Every city has its public spectacles. New York in this period has provided rich material to dozens of novelists and memoirists and historians. But David (“Son of Sam”) Berkowitz probably never had drinks with Abe Beame at Maxwell’s Plum. Social fluidity has been at the heart of San Francisco’s culture from the beginning. “The miners came in ‘forty-nine, the whores in ‘fifty-one/ And when they got together, they produced the native son.”
“Probably nowhere else have people considered so many systems of thought and been through so many interpersonal wars,” writes San Francisco native Pauline Kael in her review of Philip Kaufman’s Invasion of the Body Snatchers (an essential document of the city in this period.) “There are no a-priori rejections in San Francisco.”
The dark side of this openness would enter the annals of twentieth century horror and myth several months after the release of Kaufman’s film, when Jim Jones, who in the end found even San Francisco unwelcoming, led more than nine hundred of his followers to cyanide death in the jungle. Many of these supposed suicides were, in fact, murders. And it’s to Talbot’s credit that he takes the entire San Francisco political establishment – including the martyred Moscone and Milk – to task for their collusion with Jones.

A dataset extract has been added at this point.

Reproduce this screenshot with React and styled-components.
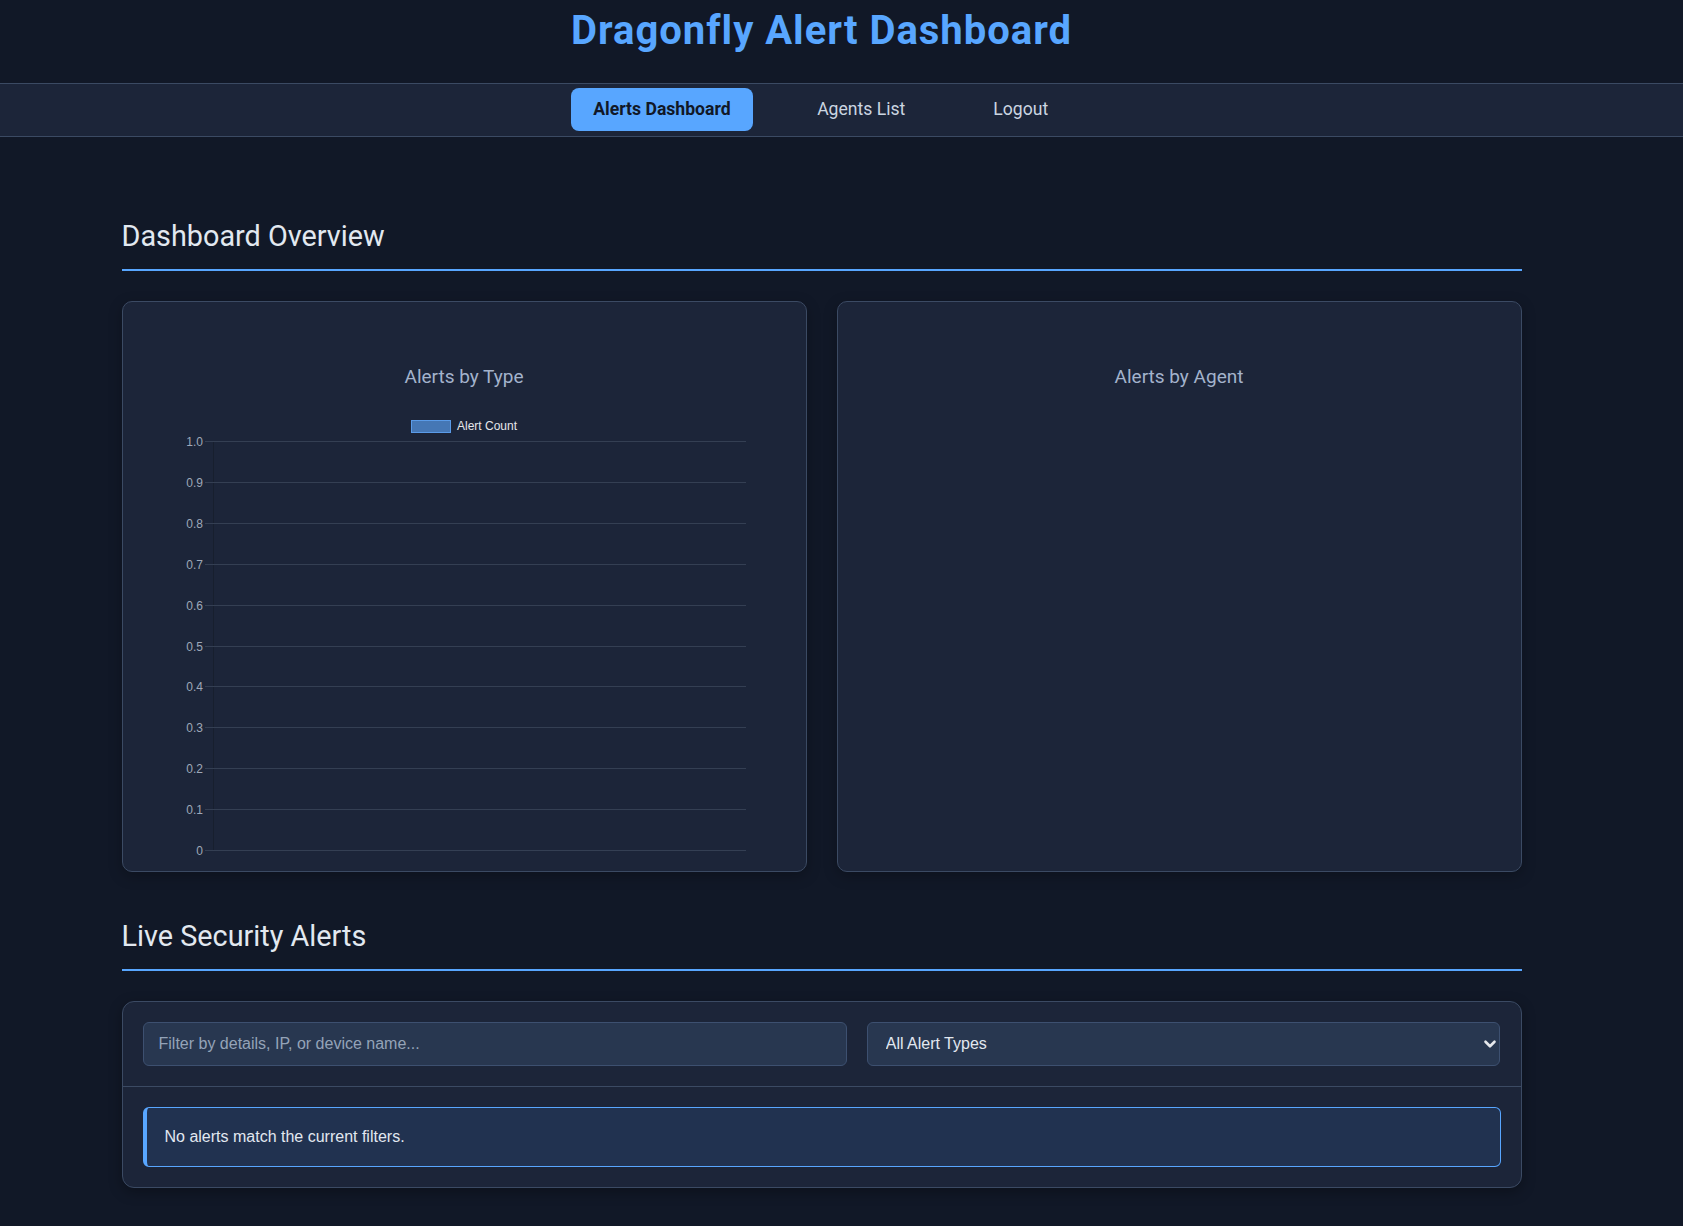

“Even the jungle wanted him dead.” I first heard the words Apocalypse Now some time around 1976, when Roman Coppola, two classes ahead of me, went to the Philippines with his family for a film production that wouldn’t end. I didn’t know was “apocalypse” meant.
And what was Peoples Temple to me? A grim hulk at the corner of Fillmore and Geary, one of many forbidding buildings our carpool drove past in the blighted Western Addition, on the way to the French American Bilingual School, a slightly (slightly) more welcoming Victorian pile at the corner of Grove and Steiner. It wasn’t the most charming neighborhood at the time. Our gym teacher was Jacques, a bruiser from Martinique whose principal function was to keep us from getting our asses kicked by neighborhood kids in Alamo Square, across the street. At the school’s fiftieth anniversary party last February I learned from a teacher that Jacques later left the school as a result of some sordid scandal, the details of which were coyly withheld from me.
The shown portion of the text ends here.